External affiliated members

  • Ilhan Kaya

    Ilhan Kaya is a human geographer with a PhD from Florida State University. His research focuses on identity politics, migration and mobilities, minority politics, spatial theory, and the politics of knowledge production, with particular attention to Muslim immigration, Turkish and Kurdish diasporas, and authoritarian contexts. He has held academic positions in Turkey, Belgium, Canada, and the United States, including a postdoctoral fellowship at Ghent University and professorships at Yıldız Technical University and Dicle University. He is currently a Remote Visiting Researcher at Wilfrid Laurier University. His work has been published in leading journals such as Geographical Review, Middle East Journal, and Social & Cultural Geography, and he is the author and editor of several books on migration, identity, and geography.

  • Leen De Nutte

    Dr. Leen De Nutte is a Postdoctoral Researcher at Mohammed VI Polytechnic University (UM6P) in Rabat, Morocco, where she supports the activities of the IDRC Research Chair on Forced Displacement in the areas of research, knowledge exchange, teaching, and capacity building. She obtained her PhD in Educational Sciences from Ghent University in 2023. Her doctoral research focused on upbringing in a context of prolonged collective violence in Kitgum District, northern Uganda, with particular attention to the social and relational impact of war and armed conflict, as well as intergenerational dynamics in post-conflict settings.

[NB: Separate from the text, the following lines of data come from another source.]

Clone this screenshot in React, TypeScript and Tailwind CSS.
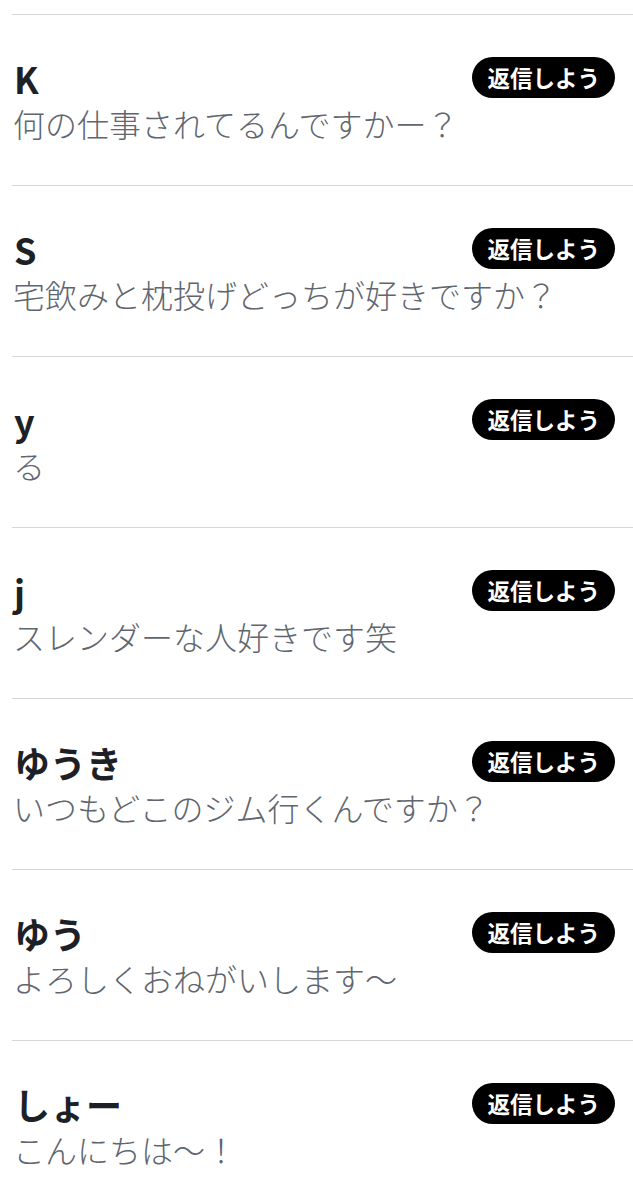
import React from "react";

const items = [
  { name: "K", msg: "何の仕事されてるんですかー？" },
  { name: "S", msg: "宅飲みと枕投げどっちが好きですか？" },
  { name: "y", msg: "る" },
  { name: "j", msg: "スレンダーな人好きです笑" },
  { name: "ゆうき", msg: "いつもどこのジム行くんですか？" },
  { name: "ゆう", msg: "よろしくおねがいします〜" },
  { name: "しょー", msg: "こんにちは〜！" },
];

export default function App() {
  return (
    <div
      className="w-[633px] h-[1199px] overflow-hidden bg-white pt-[14px] pl-[12px]"
      style={{ fontFamily: '"Noto Sans CJK JP", "Noto Sans", sans-serif' }}
    >
      {items.map((it, i) => (
        <div key={i} className="border-t border-[#d6d8dc] pt-[42px] pb-[38px] pr-[18px]">
          <div className="flex items-center justify-between h-[41px]">
            <div className="pl-[2px] text-[36px] font-bold text-[#1d2125] leading-none">{it.name}</div>
            <div className="h-[41px] rounded-full bg-black text-white text-[22.5px] font-bold px-[15px] flex items-center leading-none">
              返信しよう
            </div>
          </div>
          <div className="mt-[2px] pl-[1px] text-[32px] font-light leading-[47px] text-[#5f666f]">{it.msg}</div>
        </div>
      ))}
    </div>
  );
}
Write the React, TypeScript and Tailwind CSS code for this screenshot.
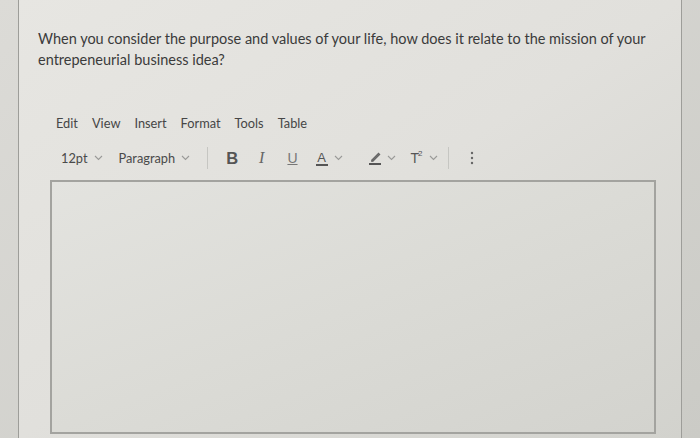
import React from "react";

const Chev = () => (
  <svg width="9" height="6" viewBox="0 0 9 6" className="ml-[6px]" fill="none" stroke="#9a9a98" strokeWidth="1.1">
    <path d="M1 1 L4.5 4.5 L8 1" />
  </svg>
);

export default function App() {
  return (
    <div
      className="w-[700px] h-[438px] overflow-hidden bg-gradient-to-br from-[#dcdbd7] to-[#cbcbc6] flex"
      style={{ fontFamily: "Lato, 'Open Sans', sans-serif" }}
    >
      <div className="ml-[18px] w-[664px] h-full border-l border-r border-[#9d9d99] bg-gradient-to-br from-[#e7e6e2] via-[#e1e0dc] to-[#d2d2cd] flex flex-col">
        <div className="pt-[28px] pl-[19px] w-[634px] text-[14.5px] leading-[21px] text-[#3b3b3b]">
          When you consider the purpose and values of your life, how does it relate to the mission of your
          entrepeneurial business idea?
        </div>

        <div className="mt-[44px] pl-[37px] flex gap-[14px] text-[12.8px] text-[#464646]">
          <span>Edit</span>
          <span>View</span>
          <span>Insert</span>
          <span>Format</span>
          <span>Tools</span>
          <span>Table</span>
        </div>

        <div className="mt-[13px] pl-[42px] h-[24px] flex items-center text-[12.8px] text-[#4a4a4a]">
          <span>12pt</span>
          <Chev />
          <span className="ml-[16px]">Paragraph</span>
          <Chev />
          <div className="ml-[17px] w-px h-[22px] bg-[#c6c6c2]" />
          <span className="ml-[18px] text-[16.5px] font-bold text-[#555]" style={{ fontFamily: "'Liberation Sans', sans-serif" }}>B</span>
          <span className="ml-[21px] text-[16px] italic text-[#666]" style={{ fontFamily: "'Liberation Serif', serif" }}>I</span>
          <span className="ml-[23px] text-[14px] underline text-[#777]" style={{ fontFamily: "'Liberation Sans', sans-serif" }}>U</span>
          <span className="ml-[18px] flex items-center">
            <span className="flex flex-col items-center">
              <span className="text-[13px] leading-[13px] text-[#555]" style={{ fontFamily: "'Liberation Sans', sans-serif" }}>A</span>
              <span className="w-[12px] h-[2px] bg-[#555]" />
            </span>
            <Chev />
          </span>
          <span className="ml-[26px] flex items-center">
            <span className="flex flex-col items-center">
              <svg width="12" height="11" viewBox="0 0 12 11" fill="none" stroke="#666" strokeWidth="1.4">
                <path d="M3 9 L9.5 2.5 L10.5 3.5 L4 10 Z" />
                <path d="M2 10 L4 10" />
              </svg>
              <span className="w-[12px] h-[2px] bg-[#555] mt-[1px]" />
            </span>
            <Chev />
          </span>
          <span className="ml-[15px] flex items-center text-[14px] text-[#555]" style={{ fontFamily: "'Liberation Sans', sans-serif" }}>
            T<sup className="text-[8px] -ml-[1px]">2</sup>
            <Chev />
          </span>
          <div className="ml-[10px] w-px h-[22px] bg-[#c6c6c2]" />
          <svg width="4" height="14" viewBox="0 0 4 14" className="ml-[21px]" fill="#666">
            <circle cx="2" cy="2" r="1.2" />
            <circle cx="2" cy="7" r="1.2" />
            <circle cx="2" cy="12" r="1.2" />
          </svg>
        </div>

        <div className="mt-[10px] ml-[31px] w-[606px] h-[254px] border-2 border-[#a3a39f] bg-gradient-to-br from-[#e3e3df] via-[#dbdbd6] to-[#d3d3ce]" />
      </div>
    </div>
  );
}
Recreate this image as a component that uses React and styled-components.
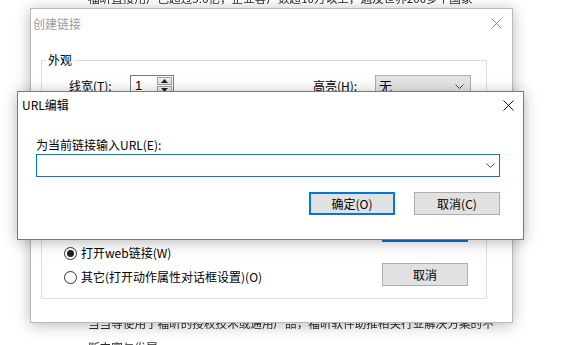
import React from "react";
import styled, { createGlobalStyle } from "styled-components";

const Global = createGlobalStyle`
  html, body { margin: 0; padding: 0; background: #fff; }
  body { font-family: "Noto Sans CJK SC", "Noto Sans", sans-serif; font-size: 12px; color: #000; }
  * { box-sizing: border-box; }
`;

const Desktop = styled.div`
  position: relative;
  width: 572px;
  height: 345px;
  overflow: hidden;
  background: #fff;
`;

const Page = styled.div`
  display: flex;
  flex-direction: column;
  justify-content: space-between;
  height: 345px;
  padding-left: 88px;
  color: #2a2a2a;
  font-size: 11.6px;
  line-height: 24px;
  filter: blur(0.35px);
  white-space: nowrap;
`;

const Para = styled.p`
  margin: ${(p) => (p.$top ? "-14px 0 0" : "0 0 -14px")};
`;

const Window = styled.div`
  position: absolute;
  left: ${(p) => p.$x}px;
  top: ${(p) => p.$y}px;
  width: ${(p) => p.$w}px;
  height: ${(p) => p.$h}px;
  background: #fff;
  border: 1px solid ${(p) => p.$border};
  box-shadow: 0 2px 14px rgba(0, 0, 0, 0.28);
  display: flex;
  flex-direction: column;
`;

const TitleBar = styled.div`
  height: ${(p) => p.$h}px;
  display: flex;
  align-items: center;
  justify-content: space-between;
  padding: 0 ${(p) => p.$pr}px 0 ${(p) => p.$pl}px;
  color: ${(p) => p.$color};
  font-size: 12px;
  line-height: 16px;
  flex: none;
`;

const CloseIcon = ({ color }) => (
  <svg width="11" height="11" viewBox="0 0 11 11">
    <path d="M0.5 0.5 L10.5 10.5 M10.5 0.5 L0.5 10.5" stroke={color} strokeWidth="1" fill="none" />
  </svg>
);

const BackBody = styled.div`
  padding: 15px 25px 0 10px;
`;

const Group = styled.fieldset`
  margin: 0;
  border: 1px solid #dcdcdc;
  padding: 8px 0 9px 0;
  min-width: 0;
`;

const Legend = styled.legend`
  margin-left: 4px;
  padding: 0 2px;
  font-size: 12px;
  line-height: 14px;
  color: #000;
`;

const ControlRow = styled.div`
  display: flex;
  align-items: center;
  height: 21px;
  padding-left: 27px;
`;

const Label = styled.span`
  width: ${(p) => p.$w}px;
  font-size: 12px;
  line-height: 16px;
`;

const Spin = styled.div`
  display: flex;
  width: 44px;
  height: 21px;
  border: 1px solid #7a7a7a;
  background: #fff;
`;

const SpinText = styled.div`
  flex: 1;
  padding-left: 4px;
  font-family: "Liberation Sans", sans-serif;
  font-size: 13px;
  line-height: 19px;
`;

const SpinArrows = styled.div`
  width: 16px;
  display: flex;
  flex-direction: column;
  gap: 1px;
  padding: 1px 1px 1px 0;
`;

const SpinBtn = styled.div`
  flex: 1;
  background: linear-gradient(#f4f4f4, #dedede);
  border: 1px solid #a0a0a0;
  display: flex;
  align-items: center;
  justify-content: center;
`;

const Tri = ({ up }) => (
  <svg width="7" height="4" viewBox="0 0 7 4">
    <path d={up ? "M0 4 L3.5 0 L7 4 Z" : "M0 0 L3.5 4 L7 0 Z"} fill="#222" />
  </svg>
);

const Spacer = styled.div`
  width: ${(p) => p.$w}px;
  flex: none;
`;

const Select = styled.div`
  width: 96px;
  height: 22px;
  margin-top: 1px;
  border: 1px solid #adadad;
  background: #e5e5e5;
  display: flex;
  align-items: center;
  justify-content: space-between;
  padding: 0 6px 0 3px;
  font-size: 13px;
  line-height: 16px;
`;

const Chevron = () => (
  <svg width="9" height="5" viewBox="0 0 9 5">
    <path d="M0.5 0.5 L4.5 4.5 L8.5 0.5" stroke="#444" strokeWidth="1" fill="none" />
  </svg>
);

const Lower = styled.div`
  display: flex;
  justify-content: space-between;
  margin-top: 123px;
  padding: 0 18px 0 22px;
`;

const Radios = styled.div`
  display: flex;
  flex-direction: column;
  padding-top: 22px;
`;

const RadioRow = styled.label`
  display: flex;
  align-items: center;
  gap: 4px;
  height: 24px;
  font-size: 12px;
  line-height: 16px;
`;

const RadioDot = styled.span`
  width: 13px;
  height: 13px;
  border-radius: 50%;
  border: 1px solid #333;
  display: flex;
  align-items: center;
  justify-content: center;
  &::after {
    content: "";
    width: 7px;
    height: 7px;
    border-radius: 50%;
    background: ${(p) => (p.$on ? "#222" : "transparent")};
  }
`;

const ButtonCol = styled.div`
  display: flex;
  flex-direction: column;
  gap: 21px;
`;

const Button = styled.div`
  width: 86px;
  height: 23px;
  background: #e1e1e1;
  border: ${(p) => (p.$def ? "2px solid #0078d7" : "1px solid #adadad")};
  display: flex;
  align-items: center;
  justify-content: center;
  font-size: 12px;
  line-height: 16px;
  color: #000;
`;

const FrontBody = styled.div`
  display: flex;
  flex-direction: column;
  padding: 19px 23px 0 18px;
`;

const FieldLabel = styled.div`
  font-size: 12px;
  line-height: 16px;
`;

const Combo = styled.div`
  margin-top: 1px;
  height: 23px;
  border: 1px solid #0078d7;
  display: flex;
  align-items: center;
  justify-content: flex-end;
  padding-right: 4px;
`;

const ButtonRow = styled.div`
  margin-top: 15px;
  display: flex;
  justify-content: flex-end;
  gap: 19px;
`;

export default function App() {
  return (
    <>
      <Global />
      <Desktop>
        <Page>
          <Para $top>福昕直接用户已超过5.6亿，企业客户数超10万以上，遍及世界200多个国家</Para>
          <Para>
            当当等使用了福昕的授权技术或通用产品，福昕软件助推相关行业解决方案的不
            <br />
            断丰富与发展
          </Para>
        </Page>

        <Window $x={30} $y={8} $w={483} $h={315} $border="#b9b9b9">
          <TitleBar $h={29} $pl={2} $pr={10} $color="#9a9a9a">
            <span>创建链接</span>
            <CloseIcon color="#8a8a8a" />
          </TitleBar>
          <BackBody>
            <Group>
              <Legend>外观</Legend>
              <ControlRow>
                <Label $w={61}>线宽(T):</Label>
                <Spin>
                  <SpinText>1</SpinText>
                  <SpinArrows>
                    <SpinBtn><Tri up /></SpinBtn>
                    <SpinBtn><Tri /></SpinBtn>
                  </SpinArrows>
                </Spin>
                <Spacer $w={139} />
                <Label $w={62}>高亮(H):</Label>
                <Select>
                  <span>无</span>
                  <Chevron />
                </Select>
              </ControlRow>
              <Lower>
                <Radios>
                  <RadioRow><RadioDot $on />打开web链接(W)</RadioRow>
                  <RadioRow><RadioDot />其它(打开动作属性对话框设置)(O)</RadioRow>
                </Radios>
                <ButtonCol>
                  <Button $def>确定</Button>
                  <Button>取消</Button>
                </ButtonCol>
              </Lower>
            </Group>
          </BackBody>
        </Window>

        <Window $x={17} $y={91} $w={507} $h={149} $border="#7a7a7a">
          <TitleBar $h={26} $pl={4} $pr={9} $color="#000">
            <span>URL编辑</span>
            <CloseIcon color="#111" />
          </TitleBar>
          <FrontBody>
            <FieldLabel>为当前链接输入URL(E):</FieldLabel>
            <Combo>
              <Chevron />
            </Combo>
            <ButtonRow>
              <Button $def>确定(O)</Button>
              <Button>取消(C)</Button>
            </ButtonRow>
          </FrontBody>
        </Window>
      </Desktop>
    </>
  );
}
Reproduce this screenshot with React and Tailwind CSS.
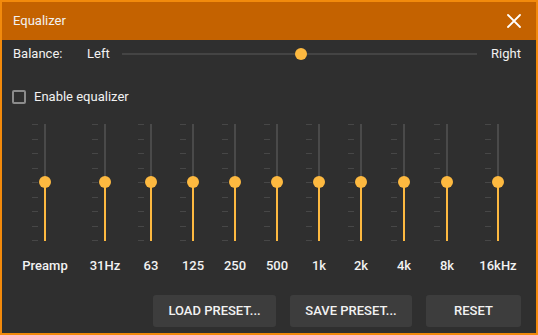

From 2016 to 2021, she was actively involved in the work of CCVS-Uganda, an international NGO dedicated to promoting the mental health of individuals, families, and communities in northern Uganda.

  • Jill Alpes

    Jill Alpes is a legal anthropologist of migration. At Ughent, her research focuses on the work of international human rights lawyers in brokering evidence on pushbacks from European borders. Over the last ten years, Jill has worked at research institutes in the Netherlands, France, Denmark and Germany, as well as for and in collaboration with foundations and human rights organizations, such as Amnesty, Oxfam, DRC and Picum. Her book “Abroad at any cost: Brokering High-risk migration and illegality in West Africa” (Routledge) challenges narratives of smuggling and trafficking and considers the governance of migration from the perspective of individuals and families in a country of departure in West Africa (Cameroon). Jill’s interest in access barriers to asylum and post-return risks have brought her to carry out field research in Europe (France, Netherlands, Greece, Italy), rural and urban Africa (Cameroon, DRC, Mali, Nigeria, Niger) and the Middle East (Turkey, Lebanon).

  • Laura Smith-Khan

    Dr Laura Smith-Khan is the first external affiliated member of CESSMIR. She is Senior Lecturer in Law at the University of New England, Australia. From 2019 to 2024 she was Chancellor’s Research Fellow at the University of Technology Sydney. Her research is interested in the participation of marginalized groups in migration processes. In 2022 she won the Max Crawford Medal, the most prestigious prize in Australia for achievement and promises in the humanities. She co-founded the Law and Linguistics Interdisciplinary Researchers’ Network. In her most recent research Dr Smith-Khan is examining the communication, regulation and education of migration advisors. She has conducted extensive research on language and credibility in asylum procedures and public discourse, and has also worked on a groundbreaking multi-country project on disability in forced migration. She is a member of the Language on the Move research group.